I arrive in green and humid Galicia. I walk in the morning mist where all things seem to merge. On a sign someone has written todo se cumple. Everything will be fulfilled. I feel a sudden, warm touch on my back, and the mist lifts as if by magic. I turn, take in the first sunlight and say my mantra. The soft warm morning also embraces the oaks around me. I look at these beautiful, illuminated trees. A cool dewdrop full of light falls from one of the branches onto my forehead.
While refugees are washed ashore on the Spanish south coast, I arrive in Santiago de Compostela. Again I meet with other pilgrims, including the man from Denmark, and we share a meal. My mother has also come to join me here. After a visit to the church, we continue together towards Land’s End, the ultimate point of an even more ancient route.

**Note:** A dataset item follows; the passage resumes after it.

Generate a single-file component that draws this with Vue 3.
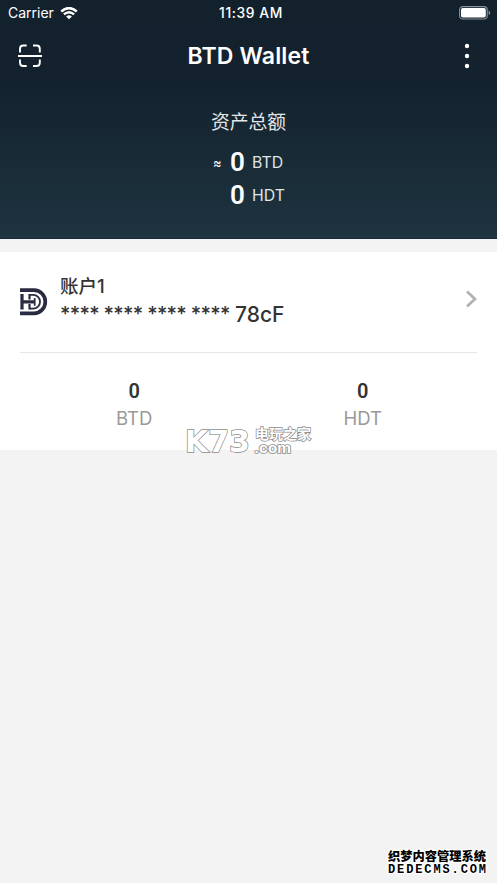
<script setup>
const balances = [
  { amount: '0', unit: 'BTD' },
  { amount: '0', unit: 'HDT' },
]
</script>

<template>
  <div class="screen">
    <header class="hero">
      <div class="status">
        <div class="carrier">
          <span>Carrier</span>
          <svg width="18" height="13" viewBox="0 0 18 13" fill="none" stroke="#fff">
            <path d="M1.2 4.5Q9 -2.3 16.8 4.5" stroke-width="2.5" />
            <path d="M3.9 7.4Q9 3 14.1 7.4" stroke-width="2.3" />
            <path d="M9 12.3L6.1 9.5Q9 7.2 11.9 9.5Z" fill="#fff" stroke="none" />
          </svg>
        </div>
        <span class="time">11:39 AM</span>
        <svg class="battery" width="32" height="14" viewBox="0 0 32 14">
          <rect x=".6" y=".6" width="27.6" height="12.4" rx="3.2" fill="none" stroke="#89929a" stroke-width="1.1" />
          <rect x="2" y="2" width="24.8" height="9.6" rx="1.8" fill="#fff" />
          <path d="M29.6 4.6Q31.2 5 31.2 6.8T29.6 9Z" fill="#89929a" />
        </svg>
      </div>

      <div class="nav">
        <svg class="scan" width="24" height="24" viewBox="0 0 24 24" fill="none" stroke="#fff" stroke-width="1.9">
          <path d="M2 8.5V4.8Q2 1.5 5.3 1.5H8.7M15 1.5H18.5Q21.8 1.5 21.8 4.8V8.5M21.8 15.5V18.7Q21.8 22 18.5 22H15M8.7 22H5.3Q2 22 2 18.7V15.5M0 12H24" />
        </svg>
        <h1>BTD Wallet</h1>
        <svg class="more" width="6" height="26" viewBox="0 0 6 26" fill="#fff">
          <circle cx="3" cy="3" r="2.2" />
          <circle cx="3" cy="13" r="2.2" />
          <circle cx="3" cy="23" r="2.2" />
        </svg>
      </div>

      <div class="total">
        <div class="total-label">资产总额</div>
        <div v-for="(b, i) in balances" :key="b.unit" class="total-row">
          <span class="approx">{{ i === 0 ? '≈' : '' }}</span>
          <strong>{{ b.amount }}</strong>
          <span class="unit">{{ b.unit }}</span>
        </div>
      </div>
    </header>

    <section class="card">
      <div class="account">
        <svg class="logo" width="28" height="28" viewBox="0 0 28 28" fill="none" stroke="#292b40">
          <path d="M0 2.1H14A11.3 11.6 0 0 1 14 25.3H0" stroke-width="3.7" />
          <path d="M2 6V21.5M2 13.8H15" stroke-width="3.2" />
          <path d="M9.5 6V11.5M9.5 16V21.5" stroke-width="2.2" />
          <path d="M10 6.9H13.2A6.8 6.8 0 0 1 13.2 20.6H10" stroke-width="1.8" />
          <path d="M14.7 10V17.8" stroke-width="1.7" />
        </svg>
        <div class="account-text">
          <div class="name">账户1</div>
          <div class="address"><span class="mask">**** **** **** ****</span><span class="tail">78cF</span></div>
        </div>
        <svg class="chevron" width="12" height="18" viewBox="0 0 12 18" fill="none" stroke="#b1b1b1" stroke-width="2.7">
          <path d="M2 1.5L10 9L2 16.5" />
        </svg>
      </div>
      <div class="assets">
        <div v-for="b in balances" :key="b.unit" class="asset">
          <strong>{{ b.amount }}</strong>
          <span>{{ b.unit }}</span>
        </div>
      </div>
    </section>

    <svg class="mark-site" width="132" height="36" viewBox="0 0 132 36">
      <g fill="#fff" stroke="#8b8b8b" stroke-width="1.5" paint-order="stroke" font-weight="bold">
        <text class="wide" x="-1" y="28" font-size="31" textLength="65" lengthAdjust="spacingAndGlyphs">K73</text>
        <text x="69" y="14.5" font-size="14" textLength="56" lengthAdjust="spacingAndGlyphs">电玩之家</text>
        <text x="68" y="28.5" font-size="13" textLength="37" lengthAdjust="spacingAndGlyphs">.com</text>
      </g>
    </svg>
    <svg class="mark-cms" width="104" height="30" viewBox="0 0 104 30">
      <g fill="#000" stroke="#fff" stroke-width="2.5" stroke-linejoin="round" paint-order="stroke" font-weight="bold">
        <text class="heavy" x="3" y="13.5" font-size="12.5" textLength="98" lengthAdjust="spacingAndGlyphs">织梦内容管理系统</text>
        <text class="mono" x="3" y="25.5" font-size="12" textLength="98">DEDECMS.COM</text>
      </g>
    </svg>
  </div>
</template>

<style>
body { margin: 0; background: #f3f3f3; }
</style>

<style scoped>
.screen {
  position: relative;
  width: 497px;
  height: 883px;
  overflow: hidden;
  background: #f3f3f3;
  font-family: Inter, "Noto Sans CJK SC", sans-serif;
  color: #333;
}
.hero {
  box-sizing: border-box;
  height: 239px;
  background: linear-gradient(#13212d 0, #13222e 35%, #1e3440 100%);
  border-bottom: 1px solid #172b37;
  color: #fff;
}
.status {
  display: grid;
  grid-template-columns: 1fr auto 1fr;
  align-items: center;
  height: 26px;
  padding: 0 6px 0 8px;
  font-size: 14px;
  line-height: 26px;
}
.carrier { display: flex; align-items: center; gap: 6px; }
.time { font-weight: 500; font-size: 13.8px; letter-spacing: .6px; padding-left: 3px; }
.battery { justify-self: end; }
.nav {
  display: grid;
  grid-template-columns: 1fr auto 1fr;
  align-items: center;
  height: 60px;
  padding: 0 27px 0 18px;
}
h1 { margin: 0; padding-left: 9px; font-size: 23px; line-height: 30px; font-weight: 600; letter-spacing: .15px; }
.more { justify-self: end; }
.total { padding-top: 22px; }
.total-label { box-sizing: border-box; height: 38px; line-height: 30px; font-size: 18.8px; text-align: center; color: #e2e6e9; }
.total-row { display: flex; align-items: center; height: 33px; padding-left: 213px; }
.approx { width: 17px; font-size: 13px; }
.total-row strong { width: 22px; line-height: 28px; padding-bottom: 1px; font-family: Roboto, sans-serif; font-size: 26px; font-weight: 600; }
.unit { font-size: 15.8px; color: #dfe4e7; }
.card { margin-top: 13px; padding: 0 20px; height: 198px; background: #fff; }
.account {
  box-sizing: border-box;
  display: flex;
  align-items: flex-start;
  height: 101px;
  border-bottom: 1px solid #e6e6e6;
}
.logo { margin-top: 36px; }
.account-text { flex: 1; padding: 20px 0 0 12px; }
.name { font-size: 18.5px; line-height: 28px; height: 28px; font-weight: 500; }
.address { display: flex; align-items: center; height: 28px; font-size: 20px; font-weight: 500; }
.mask { width: 175px; white-space: nowrap; letter-spacing: -.68px; }
.tail { font-size: 21px; }
.chevron { margin-top: 38px; }
.assets { display: grid; grid-template-columns: 1fr 1fr; padding-top: 25px; }
.asset { display: flex; flex-direction: column; align-items: center; }
.asset strong { font-family: Roboto, sans-serif; font-size: 20px; line-height: 26px; font-weight: 600; }
.asset span { font-size: 18.5px; line-height: 28px; color: #999; }
.mark-site { position: absolute; left: 186px; top: 424px; }
.mark-cms { position: absolute; left: 385px; top: 847px; }
.wide { font-family: "DejaVu Sans", sans-serif; font-weight: bold; }
.heavy { font-weight: 900; }
.mono { font-family: "Liberation Mono", monospace; }
</style>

We stop on a hilltop where we have the first view of the Atlantic Ocean. For what seems like an eternity, we search for white pebbles, my mother and I in childlike play. We create a white heart together here on the hilltop. We sense that it is of utmost importance. Having completed our mission, we continue walking towards the glimmering ocean in the horizon. The mantra is in each breath of air now, like a continuous prayer or meditation. I arrive in each step I take now, like my grandmother traveling along the rosary while sitting still on her bed. At Land’s End I undress and enter the ocean.
(Vikram Kolmannskog is a gay writer living in Oslo, Norway. He is of dual heritage and was raised by a Hindu mother and a Christian father. The Camino de Santiago, or the Way of Saint James, is an old pilgrimage route in Europe that has its end point in Santiago de Compostela, Spain, where the apostle Saint James – Santiago in Spanish – is said to have come to spread the Gospel.)